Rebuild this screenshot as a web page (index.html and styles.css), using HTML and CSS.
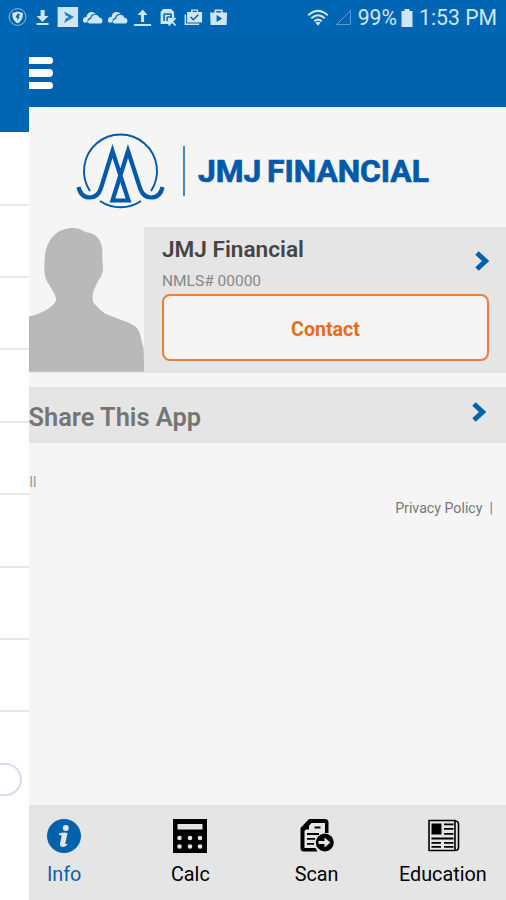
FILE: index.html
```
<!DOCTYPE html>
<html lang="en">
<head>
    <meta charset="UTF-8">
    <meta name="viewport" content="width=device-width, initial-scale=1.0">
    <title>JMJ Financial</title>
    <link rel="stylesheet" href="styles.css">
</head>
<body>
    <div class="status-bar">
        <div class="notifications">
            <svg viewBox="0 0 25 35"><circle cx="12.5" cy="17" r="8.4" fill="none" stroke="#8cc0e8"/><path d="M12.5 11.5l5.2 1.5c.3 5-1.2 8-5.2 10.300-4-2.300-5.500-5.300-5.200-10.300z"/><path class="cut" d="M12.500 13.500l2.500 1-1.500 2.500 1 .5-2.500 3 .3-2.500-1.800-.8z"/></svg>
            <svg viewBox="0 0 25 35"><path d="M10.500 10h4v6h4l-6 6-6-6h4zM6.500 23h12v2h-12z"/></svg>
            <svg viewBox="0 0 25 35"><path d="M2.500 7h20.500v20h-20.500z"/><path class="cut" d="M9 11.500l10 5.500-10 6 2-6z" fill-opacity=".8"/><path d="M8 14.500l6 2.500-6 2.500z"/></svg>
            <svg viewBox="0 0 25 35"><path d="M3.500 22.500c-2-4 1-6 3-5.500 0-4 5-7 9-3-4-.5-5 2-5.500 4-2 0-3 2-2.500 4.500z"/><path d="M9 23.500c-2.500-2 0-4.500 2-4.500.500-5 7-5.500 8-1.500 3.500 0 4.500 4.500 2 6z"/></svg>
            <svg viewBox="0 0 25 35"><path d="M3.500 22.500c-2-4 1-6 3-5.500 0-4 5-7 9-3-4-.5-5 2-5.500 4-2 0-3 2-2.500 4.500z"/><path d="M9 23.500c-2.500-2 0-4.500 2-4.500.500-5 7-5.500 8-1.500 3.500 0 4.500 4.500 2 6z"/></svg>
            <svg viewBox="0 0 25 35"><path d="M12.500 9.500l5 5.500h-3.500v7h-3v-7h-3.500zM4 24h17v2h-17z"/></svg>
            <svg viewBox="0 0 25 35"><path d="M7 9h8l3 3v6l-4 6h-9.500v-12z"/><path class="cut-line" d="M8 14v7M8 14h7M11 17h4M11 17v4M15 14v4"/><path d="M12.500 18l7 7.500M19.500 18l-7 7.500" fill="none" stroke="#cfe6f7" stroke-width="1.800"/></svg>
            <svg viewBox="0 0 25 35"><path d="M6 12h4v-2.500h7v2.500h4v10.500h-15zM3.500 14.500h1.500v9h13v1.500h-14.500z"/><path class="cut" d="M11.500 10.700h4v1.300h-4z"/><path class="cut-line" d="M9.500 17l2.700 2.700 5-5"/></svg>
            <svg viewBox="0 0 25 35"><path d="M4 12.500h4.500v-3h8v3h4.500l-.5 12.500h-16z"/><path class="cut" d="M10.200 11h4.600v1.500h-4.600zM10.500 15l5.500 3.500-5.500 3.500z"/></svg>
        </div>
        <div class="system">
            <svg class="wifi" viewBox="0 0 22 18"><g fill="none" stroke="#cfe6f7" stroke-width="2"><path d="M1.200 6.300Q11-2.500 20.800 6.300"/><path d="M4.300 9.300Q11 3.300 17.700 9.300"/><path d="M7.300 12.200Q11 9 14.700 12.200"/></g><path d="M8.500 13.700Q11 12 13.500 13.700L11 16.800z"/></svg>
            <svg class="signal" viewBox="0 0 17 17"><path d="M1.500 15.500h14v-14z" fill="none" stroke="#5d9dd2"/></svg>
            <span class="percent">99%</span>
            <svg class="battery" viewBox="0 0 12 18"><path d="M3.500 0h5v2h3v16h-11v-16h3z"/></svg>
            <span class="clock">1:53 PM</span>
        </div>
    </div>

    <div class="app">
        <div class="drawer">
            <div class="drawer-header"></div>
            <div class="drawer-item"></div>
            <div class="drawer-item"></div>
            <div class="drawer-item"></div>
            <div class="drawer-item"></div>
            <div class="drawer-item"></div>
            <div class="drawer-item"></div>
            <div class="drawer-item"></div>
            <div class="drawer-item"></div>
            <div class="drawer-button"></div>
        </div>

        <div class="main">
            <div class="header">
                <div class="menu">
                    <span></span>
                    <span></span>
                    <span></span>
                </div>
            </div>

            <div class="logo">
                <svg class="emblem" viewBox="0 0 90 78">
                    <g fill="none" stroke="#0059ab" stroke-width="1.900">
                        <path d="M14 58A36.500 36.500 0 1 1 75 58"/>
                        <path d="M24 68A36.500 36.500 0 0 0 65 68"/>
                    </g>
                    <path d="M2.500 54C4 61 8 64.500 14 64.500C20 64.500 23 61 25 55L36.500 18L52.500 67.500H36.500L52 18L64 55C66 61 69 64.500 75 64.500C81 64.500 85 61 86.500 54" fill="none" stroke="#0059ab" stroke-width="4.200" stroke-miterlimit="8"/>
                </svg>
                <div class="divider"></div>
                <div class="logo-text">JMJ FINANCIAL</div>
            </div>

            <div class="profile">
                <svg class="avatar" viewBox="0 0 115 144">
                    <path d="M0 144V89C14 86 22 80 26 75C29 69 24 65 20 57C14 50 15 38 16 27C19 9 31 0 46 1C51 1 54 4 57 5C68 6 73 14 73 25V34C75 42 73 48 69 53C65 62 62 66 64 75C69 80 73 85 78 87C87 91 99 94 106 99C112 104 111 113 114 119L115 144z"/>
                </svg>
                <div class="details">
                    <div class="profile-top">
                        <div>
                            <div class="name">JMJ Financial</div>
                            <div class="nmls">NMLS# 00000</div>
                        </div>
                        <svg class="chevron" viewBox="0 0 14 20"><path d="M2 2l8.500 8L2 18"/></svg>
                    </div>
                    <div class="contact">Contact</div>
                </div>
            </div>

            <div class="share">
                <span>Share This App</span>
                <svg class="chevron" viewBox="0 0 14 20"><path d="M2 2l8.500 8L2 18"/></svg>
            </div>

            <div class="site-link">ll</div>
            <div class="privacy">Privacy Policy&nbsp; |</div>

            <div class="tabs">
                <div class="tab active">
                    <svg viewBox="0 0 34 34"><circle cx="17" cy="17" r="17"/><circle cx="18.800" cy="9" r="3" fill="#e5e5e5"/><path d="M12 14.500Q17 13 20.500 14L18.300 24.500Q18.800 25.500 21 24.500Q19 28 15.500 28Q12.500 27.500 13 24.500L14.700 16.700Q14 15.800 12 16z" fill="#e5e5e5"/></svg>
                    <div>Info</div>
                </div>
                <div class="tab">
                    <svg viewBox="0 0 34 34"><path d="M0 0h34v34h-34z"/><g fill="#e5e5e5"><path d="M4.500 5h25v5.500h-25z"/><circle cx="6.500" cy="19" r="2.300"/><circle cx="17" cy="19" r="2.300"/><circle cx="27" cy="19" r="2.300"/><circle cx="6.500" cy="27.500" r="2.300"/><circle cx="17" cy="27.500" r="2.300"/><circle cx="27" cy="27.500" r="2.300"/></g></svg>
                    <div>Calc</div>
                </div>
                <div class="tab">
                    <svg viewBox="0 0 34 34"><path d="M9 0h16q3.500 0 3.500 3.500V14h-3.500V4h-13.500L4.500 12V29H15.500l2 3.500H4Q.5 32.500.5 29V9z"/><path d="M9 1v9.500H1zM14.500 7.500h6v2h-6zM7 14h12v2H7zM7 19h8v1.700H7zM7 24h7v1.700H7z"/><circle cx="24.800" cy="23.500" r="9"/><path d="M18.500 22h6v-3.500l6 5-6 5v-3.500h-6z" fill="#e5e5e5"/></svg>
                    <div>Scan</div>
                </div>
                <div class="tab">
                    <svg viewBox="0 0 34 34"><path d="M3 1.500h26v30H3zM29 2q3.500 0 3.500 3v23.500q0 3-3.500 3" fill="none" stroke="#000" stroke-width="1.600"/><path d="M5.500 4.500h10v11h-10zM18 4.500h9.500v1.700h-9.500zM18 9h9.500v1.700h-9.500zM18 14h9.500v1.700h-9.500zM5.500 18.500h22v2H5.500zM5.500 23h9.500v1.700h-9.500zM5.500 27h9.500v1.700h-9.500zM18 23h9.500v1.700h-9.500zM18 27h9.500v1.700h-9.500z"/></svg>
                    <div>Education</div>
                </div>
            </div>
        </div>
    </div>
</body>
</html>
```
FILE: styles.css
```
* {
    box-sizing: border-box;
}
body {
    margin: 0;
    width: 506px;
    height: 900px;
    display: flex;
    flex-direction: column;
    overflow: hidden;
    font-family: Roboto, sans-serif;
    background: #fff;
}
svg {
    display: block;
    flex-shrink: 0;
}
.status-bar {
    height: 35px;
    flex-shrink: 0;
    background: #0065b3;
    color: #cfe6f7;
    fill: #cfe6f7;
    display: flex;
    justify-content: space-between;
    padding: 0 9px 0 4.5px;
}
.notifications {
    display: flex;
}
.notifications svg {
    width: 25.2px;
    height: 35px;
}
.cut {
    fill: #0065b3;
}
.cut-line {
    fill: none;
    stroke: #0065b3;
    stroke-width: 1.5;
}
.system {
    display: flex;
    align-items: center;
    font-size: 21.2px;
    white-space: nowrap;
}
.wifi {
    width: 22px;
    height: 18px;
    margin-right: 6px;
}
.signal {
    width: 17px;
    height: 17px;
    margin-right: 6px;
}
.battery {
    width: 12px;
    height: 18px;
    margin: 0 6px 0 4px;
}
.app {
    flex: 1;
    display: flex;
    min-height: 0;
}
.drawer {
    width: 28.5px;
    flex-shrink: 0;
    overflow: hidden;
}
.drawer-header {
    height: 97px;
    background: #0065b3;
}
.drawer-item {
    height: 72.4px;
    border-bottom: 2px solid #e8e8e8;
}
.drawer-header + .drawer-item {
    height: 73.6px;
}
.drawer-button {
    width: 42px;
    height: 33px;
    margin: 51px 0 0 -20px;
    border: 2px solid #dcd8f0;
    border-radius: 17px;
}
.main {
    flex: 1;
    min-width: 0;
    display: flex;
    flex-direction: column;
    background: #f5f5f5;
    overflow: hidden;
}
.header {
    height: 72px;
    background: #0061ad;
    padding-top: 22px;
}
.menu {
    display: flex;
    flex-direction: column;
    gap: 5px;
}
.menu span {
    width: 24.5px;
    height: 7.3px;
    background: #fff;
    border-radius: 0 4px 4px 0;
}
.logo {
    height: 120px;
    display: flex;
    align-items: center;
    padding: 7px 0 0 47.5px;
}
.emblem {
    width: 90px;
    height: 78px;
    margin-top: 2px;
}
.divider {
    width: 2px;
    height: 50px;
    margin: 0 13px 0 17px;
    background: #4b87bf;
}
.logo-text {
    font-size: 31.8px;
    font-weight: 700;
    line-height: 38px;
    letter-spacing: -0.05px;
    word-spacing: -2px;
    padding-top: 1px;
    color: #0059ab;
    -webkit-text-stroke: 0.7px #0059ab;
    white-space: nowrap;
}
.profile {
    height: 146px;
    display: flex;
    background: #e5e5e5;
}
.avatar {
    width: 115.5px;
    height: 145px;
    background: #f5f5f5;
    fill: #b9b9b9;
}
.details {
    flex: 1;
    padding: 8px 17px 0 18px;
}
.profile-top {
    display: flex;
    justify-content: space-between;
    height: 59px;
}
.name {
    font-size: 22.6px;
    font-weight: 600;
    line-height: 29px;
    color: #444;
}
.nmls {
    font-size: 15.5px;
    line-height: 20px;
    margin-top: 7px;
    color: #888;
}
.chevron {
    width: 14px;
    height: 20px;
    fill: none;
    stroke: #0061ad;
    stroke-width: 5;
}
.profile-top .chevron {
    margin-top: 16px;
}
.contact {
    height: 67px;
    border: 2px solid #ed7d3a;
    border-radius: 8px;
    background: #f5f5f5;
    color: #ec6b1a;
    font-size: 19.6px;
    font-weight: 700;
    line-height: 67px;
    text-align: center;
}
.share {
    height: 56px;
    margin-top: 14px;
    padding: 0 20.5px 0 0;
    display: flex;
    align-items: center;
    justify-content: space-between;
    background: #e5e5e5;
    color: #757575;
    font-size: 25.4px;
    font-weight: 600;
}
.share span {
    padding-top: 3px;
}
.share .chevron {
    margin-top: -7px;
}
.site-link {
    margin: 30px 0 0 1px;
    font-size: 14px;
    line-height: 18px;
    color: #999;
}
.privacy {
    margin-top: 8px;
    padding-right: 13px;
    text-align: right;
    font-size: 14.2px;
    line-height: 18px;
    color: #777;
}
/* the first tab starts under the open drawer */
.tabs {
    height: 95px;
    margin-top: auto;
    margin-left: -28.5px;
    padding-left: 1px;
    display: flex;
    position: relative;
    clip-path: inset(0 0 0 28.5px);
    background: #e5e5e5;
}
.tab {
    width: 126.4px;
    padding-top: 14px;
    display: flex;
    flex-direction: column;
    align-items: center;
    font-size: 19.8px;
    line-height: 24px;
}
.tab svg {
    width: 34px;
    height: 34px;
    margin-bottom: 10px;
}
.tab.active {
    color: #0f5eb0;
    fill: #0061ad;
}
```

▶ Request
Say how many lines contain "index", and give nothing but that number.

▶ Written solution
2